Tuesday, 13 November 2012

Harriet Tubman

Few people could imagine that a poor black woman born into slavery could go on to become one of the best known figures of the nineteenth century, but that’s exactly what Harriet Tubman became. Born in Maryland around 1821, Tubman’s life was one of hardship and deprivation from childhood that even marriage to a free black man named John Tubman could not erase. Finally having enough of being bought and sold as property, she finally escaped her master in 1849 and fled northward with the help of the Underground Railroad, which Thomas Garrett and other white abolitionists had established. Reaching safety in Philadelphia, she went on to help other slaves—by some accounts as many as 300, including members of her own family—find sanctuary in northern states over the next eleven years. Her efforts made her a hunted woman in the south, resulting in as much as a $40,000 price being put on her head at one point.

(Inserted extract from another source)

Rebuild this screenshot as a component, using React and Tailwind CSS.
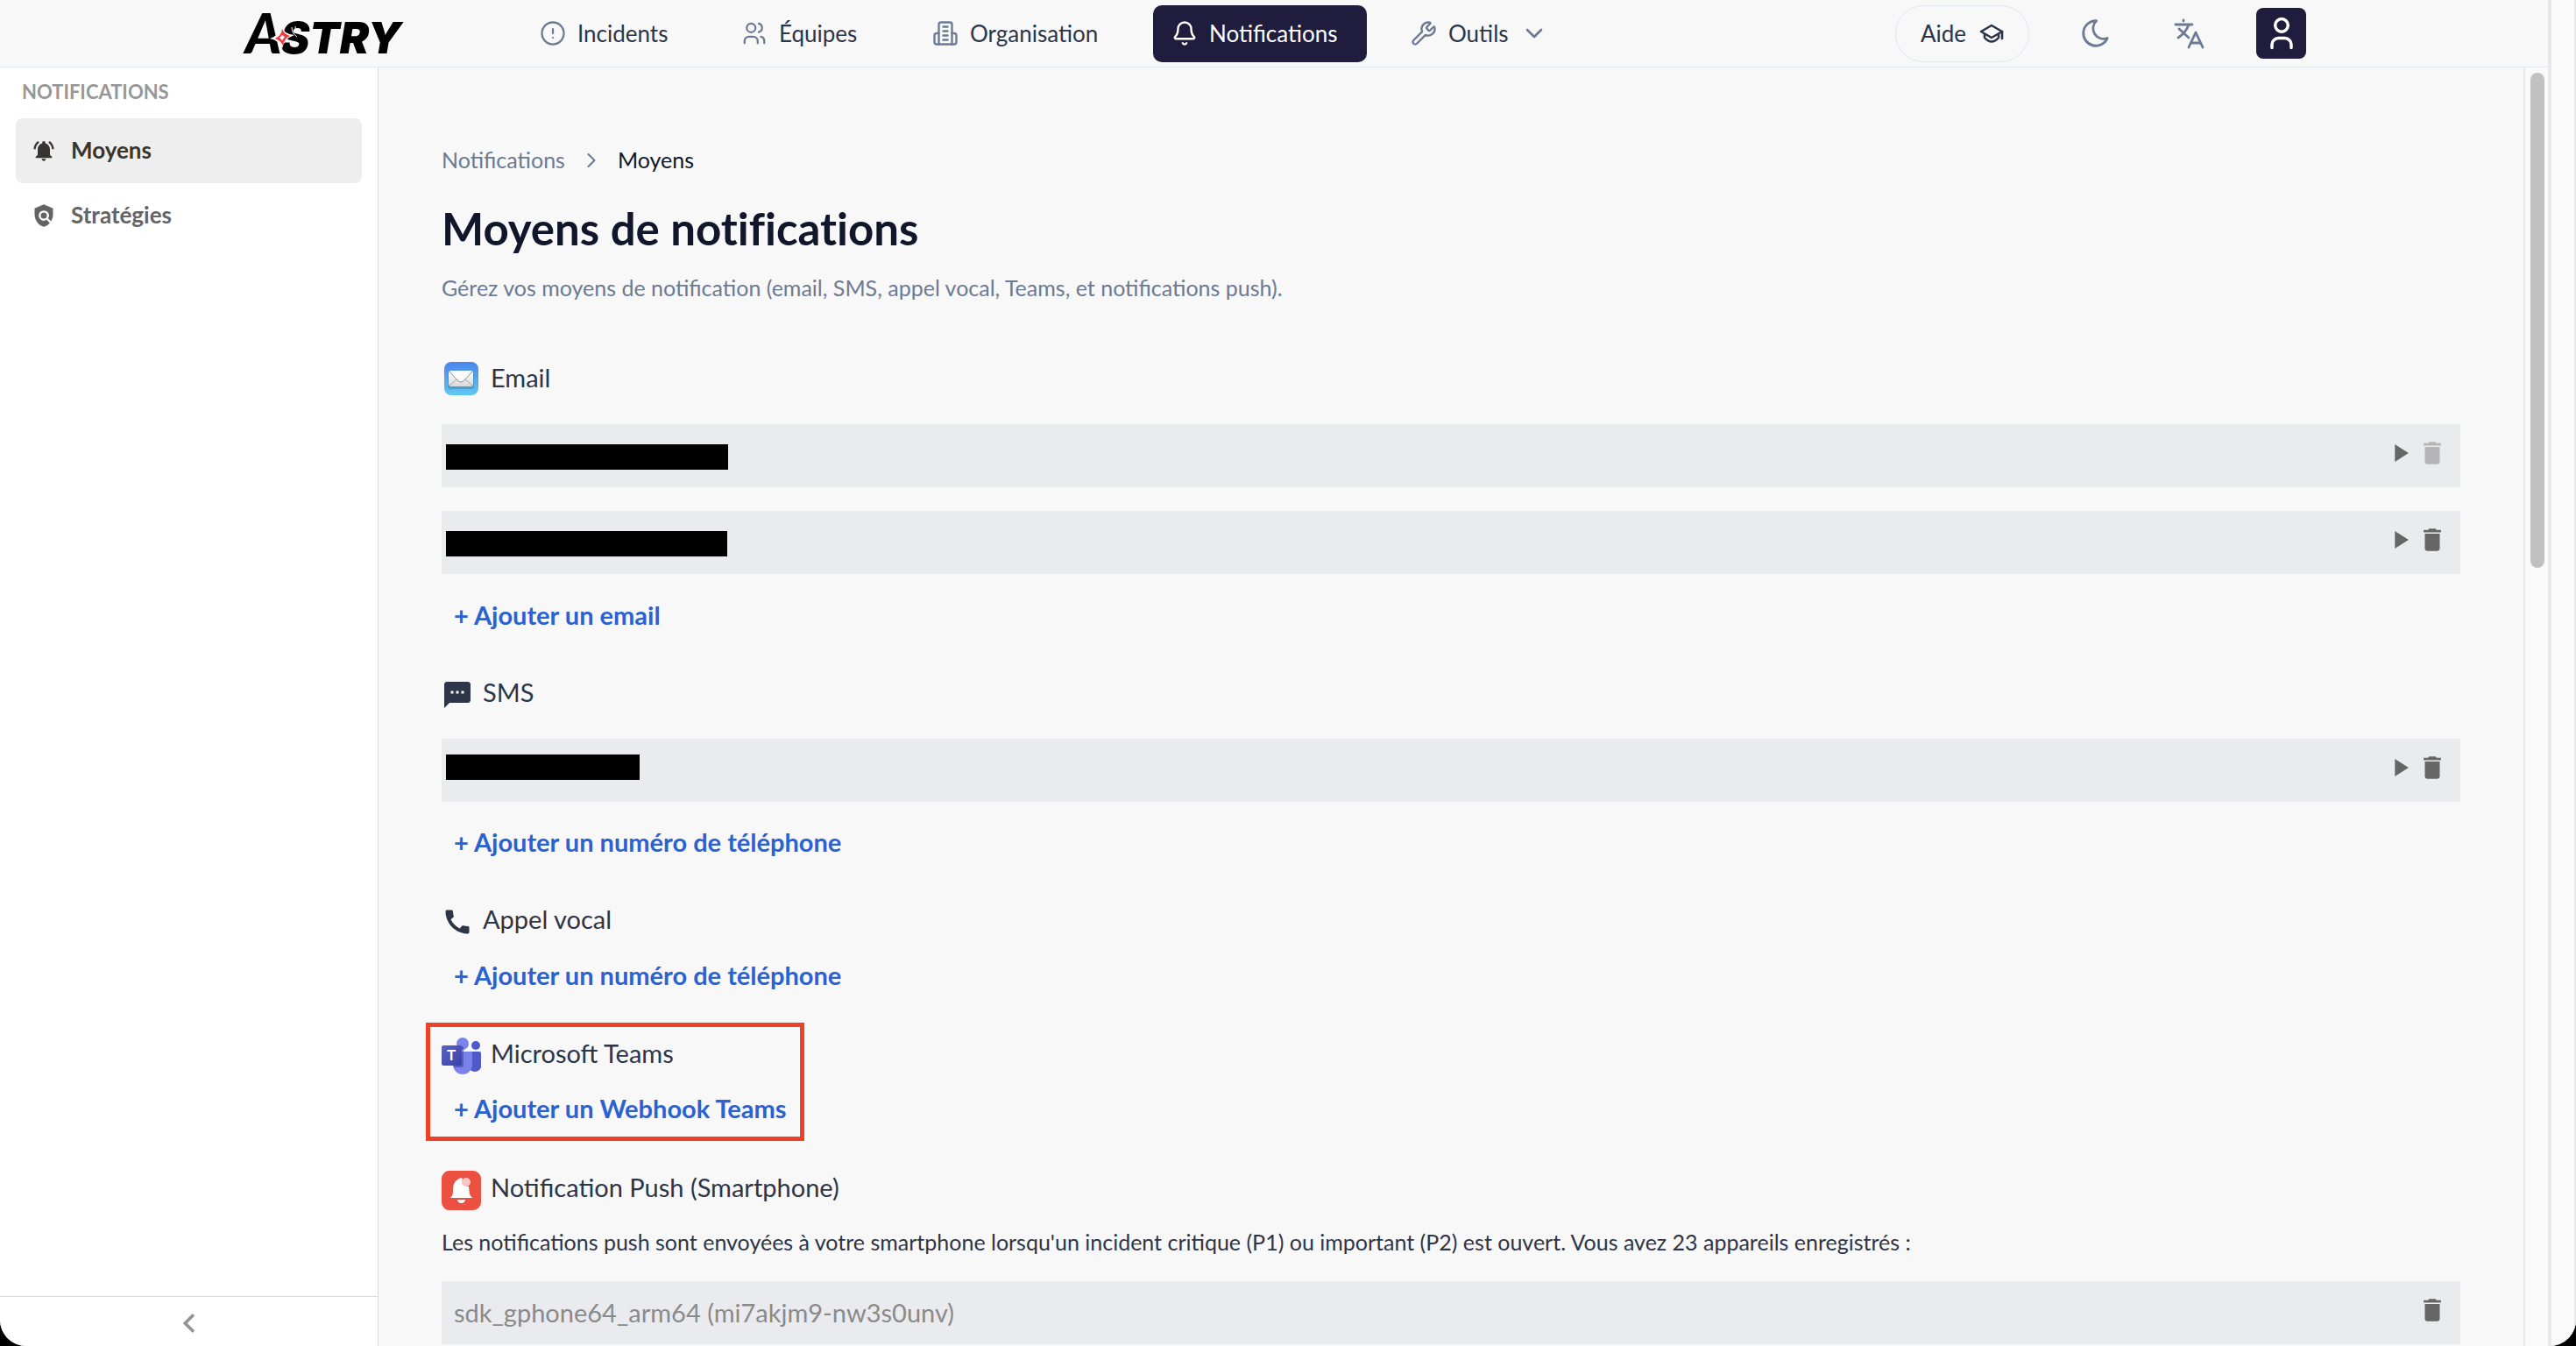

When the Civil War broke out, her work with the Underground Railroad ended but her service to the Union cause did not.  During the war she served, in turn as: a nurse, a scout for the Union, and, at one time, even a Union spy. After the war, she remained a tireless advocate for civil and human rights and a figure in the woman’s suffrage movement right up to the year of her death in 1913. Widely known and well-respected while she was alive, after her death she became an American icon. She is frequently referred to as the “Moses of her people” for her tireless efforts at freeing slaves, even at great personal danger to herself, serving as an inspiration for future generations of civil right activists.